Saturday, October 16, 2010

Hedge Fund Industry Requests Exemptions for Fund Advisers from Proposed UK Remuneration Code

Citing fundamental structural differences between hedge fund advisory firms and other financial firms, the hedge fund industry asked that the firms be exempted from some provisions of the proposed UK Remuneration Code. In a letter to the Financial Services Authority, the Managed Funds Association also requested an appropriate transition period for hedge fund advisers since the timelines for implementation, which begin as early as January 1, 2011, do not provide sufficient time to allow firms to implement changes that may be required as a result of the Code. While strongly supportive of the Code’s goal of developing compensation policies that promote effective risk management, the MFA pointed out that the significant management ownership in the funds managed by the adviser ensures that an adviser and its senior employees seek long-term profits and discourages excessive short-term risk taking.

Unlike many financial institutions, hedge fund advisers are typically privately owned and, therefore, do not have public shareholders. Moreover, the principals who own the hedge fund adviser are also typically the adviser’s senior management with primary responsibility for the portfolio management activities and oversight of other adviser employees. Thus, unlike financial institutions with public shareholders, the management and ownership of hedge fund advisers is integrated, not separated, thus ensuring an alignment of interest providing a strong incentive to manage risks.

Because the structure of hedge fund advisers promotes alignment of interests between management and ownership, the MFA believes that hedge fund advisers do not need to be subject to those provisions in the Code that are designed to achieve the same result. The association also believes that payments tied to a person’s ownership stake in a hedge fund adviser should not be treated as remuneration and should thus be deemed outside of the scope of the Code. In the MFA’s view, the treatment of these types of payments as remuneration under the Code would unfairly subject the owners of one type of business structure to restrictions on their ownership interests.

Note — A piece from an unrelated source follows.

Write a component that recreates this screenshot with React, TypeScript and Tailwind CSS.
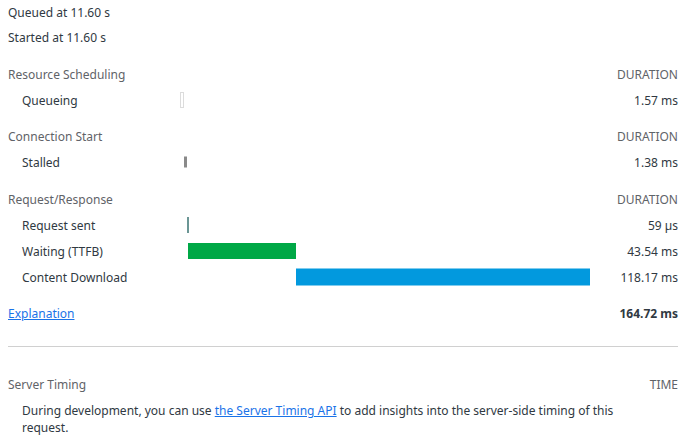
const TOTAL = 164.72;
const SCALE = 410 / TOTAL;

type Bar = { label: string; start: number; dur: number; text: string; kind: string };

const sections: { title: string; rows: Bar[] }[] = [
  {
    title: 'Resource Scheduling',
    rows: [{ label: 'Queueing', start: 0, dur: 1.57, text: '1.57 ms', kind: 'queue' }],
  },
  {
    title: 'Connection Start',
    rows: [{ label: 'Stalled', start: 1.57, dur: 1.38, text: '1.38 ms', kind: 'stalled' }],
  },
  {
    title: 'Request/Response',
    rows: [
      { label: 'Request sent', start: 2.95, dur: 0.8, text: '59 µs', kind: 'sent' },
      { label: 'Waiting (TTFB)', start: 3.2, dur: 43.54, text: '43.54 ms', kind: 'waiting' },
      { label: 'Content Download', start: 46.74, dur: 118.17, text: '118.17 ms', kind: 'download' },
    ],
  },
];

const barClass: Record<string, string> = {
  queue: 'h-4 border border-[#dcdcdc] bg-white',
  stalled: 'h-[11px] bg-[#8a8a8a]',
  sent: 'h-4 bg-[#6b9695]',
  waiting: 'h-4 bg-[#00a846]',
  download: 'h-[17px] bg-[#0299de]',
};

function TimingRow({ row }: { row: Bar }) {
  return (
    <div className="grid h-[26px] grid-cols-[172px_410px_1fr] items-center">
      <div className="pl-[14px] text-[#303942]">{row.label}</div>
      <div className="relative h-full">
        <div
          className={`absolute top-1/2 -translate-y-1/2 ${barClass[row.kind]}`}
          style={{ left: Math.round(row.start * SCALE), width: Math.max(2, Math.round(row.dur * SCALE)) }}
        />
      </div>
      <div className="text-right text-[#303942]">{row.text}</div>
    </div>
  );
}

export default function App() {
  return (
    <div
      className="w-[690px] bg-white pl-2 pr-3 text-[12px] leading-[17px] text-[#303942]"
      style={{ fontFamily: '"Segoe UI", "Noto Sans", sans-serif' }}
    >
      <div className="flex h-[25px] items-center">Queued at 11.60 s</div>
      <div className="flex h-[25px] items-center">Started at 11.60 s</div>

      {sections.map((s, i) => (
        <div key={s.title} className={i === 1 ? 'mt-[10px]' : 'mt-[11px]'}>
          <div className="flex h-[26px] items-center justify-between text-[#5f6368]">
            <span>{s.title}</span>
            <span>DURATION</span>
          </div>
          {s.rows.map((r) => (
            <TimingRow key={r.label} row={r} />
          ))}
        </div>
      ))}

      <div className="mt-[10px] flex h-[26px] items-center justify-between">
        <a href="#" className="text-[#1a73e8] underline">
          Explanation
        </a>
        <span className="font-bold">164.72 ms</span>
      </div>

      <div className="mt-[20px] border-t border-[#d0d0d0]" />

      <div className="mt-[24px] flex h-[26px] items-center justify-between text-[#5f6368]">
        <span>Server Timing</span>
        <span>TIME</span>
      </div>
      <p className="mt-[5px] pl-[14px] pr-[40px]">
        During development, you can use{' '}
        <a href="#" className="text-[#1a73e8] underline">
          the Server Timing API
        </a>{' '}
        to add insights into the server-side timing of this request.
      </p>
    </div>
  );
}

Similarly, the MFA noted that the revenue model for hedge fund advisers is distinct from that of other financial firms since hedge fund advisers generate profits by receiving management and performance fees for successfully managing client assets as distinct from trading their own. Moreover, because hedge fund adviser fees are generally not subject to claw-back, profits earned for the adviser are not subject to the risk of future loss. Further, because the principals of the hedge fund adviser typically have significant amounts of their own capital invested in the funds they advise, and because the performance fees earned by the adviser typically are subject to high-water marks, the fee structure for advisers is designed to encourage long-term profits and to discourage excessive short-term risk taking.

The FSA proposal seeks to include the senior management and primary risk takers within the scope of the Code. The MFA fears that the definition of “Code Staff” is overly broad in two key respects. First, the reference to risk takers in the definition and the related guidance potentially includes junior persons within a hedge fund adviser as well as persons who do not make material risk judgments on behalf of the adviser. The association urged the FSA to provide further guidance on the types of persons intended to be included in the term “risk taker,” which should provide flexibility based on the different types of business models and structures of firms subject to the Code. Second, the MFA is concerned that there are global hedge fund advisers who have registered personnel within their international groups with the FSA as approved persons performing significant influence functions who appear to fall within the definition of “Code Staff” even when they are not employees of the UK firm and do not receive any remuneration from the UK entity.

In the MFA’s view, employees of a non-European parent entity of a UK entity should not be deemed Code Staff unless they receive remuneration from the UK entity. This is the appropriate treatment even if that person is registered with the FSA as an approved person performing a significant influence function.

Because hedge fund advisers earn annual fees not subject to claw-back or other future adjustments, the MFA believes that Code requirement to defer 40 to 60 percent of variable remuneration over a period of at least three years should not be applicable to hedge fund advisers. The association is also concerned that the deferral requirements could have adverse tax implications on senior employees of hedge fund advisers. Because these senior employees are also likely to be owners of the adviser, said the MFA, much of what may be deemed variable remuneration is related to their ownership stake. As a result, the deferral requirements of the Code could result in these senior employees having tax liabilities in excess of the amount of cash they are permitted to earn under the Code in a given year.

Another Code provision on the payment of 50 percent of variable remuneration in shares
is not practicable for hedge fund advisory firms with no active market for the ownership interests in the adviser. This creates complications if those interests have to be used as remuneration for employees. Moreover, employees that receive those interests would be extremely limited in their ability to dispose of them at a future date.

Finally, the MFA cautioned that the Code’s ratio provisions requiring hedge fund advisory firms to contractually pay their employees a higher percentage of fixed remuneration would have the unintended consequences of restricting the firm’s ability to limit total remuneration in difficult times when many hedge fund advisers face severely reduced bonuses and of limiting the firm’s flexibility in periods of underperformance. Higher fixed remuneration would also disrupt the alignment of interests among the advisory firm, its employees and the adviser’s clients that results from the current revenue and remuneration structures of hedge fund advisers.